Here, world-class mountain guide Mark Morrison had the idea to construct a via ferrata – a wire cable and steel rungs embedded in the sheer rock face – to enable amateurs to safely experience the thrill of a challenging climb. The ascent, offered in three stages (the summit package is dubbed ‘Lord of the Rungs’), was constructed with the aid of a helicopter and abseiling.
“Wanaka’s a funny town,” Morrison grins, after recounting his seasons climbing in Antarctica, Canada and central Asia. “Whatever you’ve done, someone here has always done more.” Fellow Wanaka resident Guy Cotter, for one, has climbed seven 8000m-plus peaks, including four ascents on Everest.
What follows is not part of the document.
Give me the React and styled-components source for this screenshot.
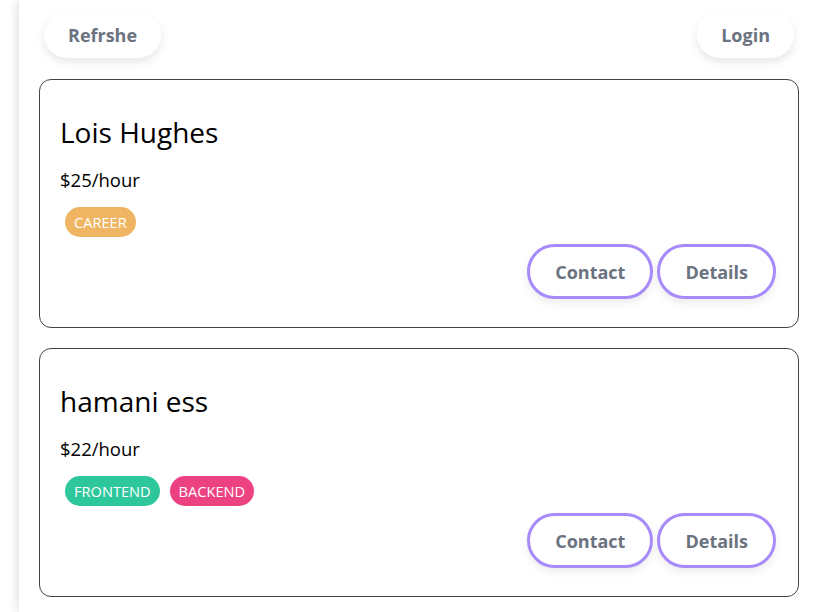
import React from "react";
import styled, { createGlobalStyle } from "styled-components";

const Global = createGlobalStyle`
  html, body { margin: 0; padding: 0; background: #fff; overflow-x: hidden; }
  body { font-family: "Open Sans", "Noto Sans", sans-serif; }
`;

const Page = styled.div`
  margin-left: 19px;
  width: 800px;
  min-height: 612px;
  box-sizing: border-box;
  background: #fff;
  box-shadow: -2px 0 10px rgba(0, 0, 0, 0.12);
`;

const Header = styled.header`
  display: flex;
  justify-content: space-between;
  align-items: center;
  padding: 12px 25px 0;
`;

const PillButton = styled.button`
  height: 46px;
  padding: 0 24px;
  border: none;
  border-radius: 23px;
  background: #fff;
  color: #6b7280;
  font-family: inherit;
  font-size: 18px;
  font-weight: 700;
  box-shadow: 0 4px 8px rgba(0, 0, 0, 0.1);
  cursor: pointer;
`;

const List = styled.div`
  display: flex;
  flex-direction: column;
  gap: 20px;
  padding: 21px 20px 0;
`;

const Card = styled.div`
  border: 1px solid #444;
  border-radius: 12px;
  padding: 32px 22px 28px 20px;
  display: flex;
  flex-direction: column;
`;

const Name = styled.h2`
  margin: 0;
  font-size: 28px;
  font-weight: 400;
  line-height: 40px;
  color: #000;
`;

const Rate = styled.div`
  margin-top: 16px;
  font-size: 18.5px;
  line-height: 24px;
  color: #000;
`;

const Tags = styled.div`
  display: flex;
  margin-top: 15px;
`;

const Tag = styled.span`
  margin: 0 5px;
  height: 30px;
  line-height: 30px;
  padding: 0 9px;
  border-radius: 15px;
  background: ${(p) => p.$bg};
  color: #fff;
  font-size: 14.6px;
  text-transform: uppercase;
`;

const Actions = styled.div`
  display: flex;
  justify-content: flex-end;
  gap: 4px;
  margin-top: 7px;
`;

const OutlineButton = styled.button`
  height: 55px;
  padding: 0 25px;
  border: 3px solid #a78bfa;
  border-radius: 28px;
  background: #fff;
  color: #6b7280;
  font-family: inherit;
  font-size: 18px;
  font-weight: 700;
  box-shadow: 0 4px 8px rgba(0, 0, 0, 0.08);
  cursor: pointer;
`;

const tagColors = {
  career: "#f0b562",
  frontend: "#2ec79c",
  backend: "#ec4281",
};

const coaches = [
  { name: "Lois Hughes", rate: 25, areas: ["career"] },
  { name: "hamani ess", rate: 22, areas: ["frontend", "backend"] },
];

export default function App() {
  return (
    <>
      <Global />
      <Page>
        <Header>
          <PillButton>Refrshe</PillButton>
          <PillButton>Login</PillButton>
        </Header>
        <List>
          {coaches.map((c) => (
            <Card key={c.name}>
              <Name>{c.name}</Name>
              <Rate>${c.rate}/hour</Rate>
              <Tags>
                {c.areas.map((a) => (
                  <Tag key={a} $bg={tagColors[a]}>{a}</Tag>
                ))}
              </Tags>
              <Actions>
                <OutlineButton>Contact</OutlineButton>
                <OutlineButton>Details</OutlineButton>
              </Actions>
            </Card>
          ))}
        </List>
      </Page>
    </>
  );
}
“I had the opportunity to go [to Everest], but I got married instead,” Morrison laughs. The Wildwire climb can be done year-round. The ascent up the sheer face, with narrow suspension bridges arching over the falls, will nudge many climbers towards the edge of their comfort zones – enough that success will elicit real exhilaration and heartfelt high-fives. Thanks to the broad steel rungs and double-attachment to the steel cable, it’s as safe as can be, yet true to the rock-climbing experience.
“That’s the great thing about Wanaka and New Zealand in general,” Morrison says. “All our activities have a real authenticity, so whether you’re a billionaire or a backpacker, at the heart of it you get the same experience.”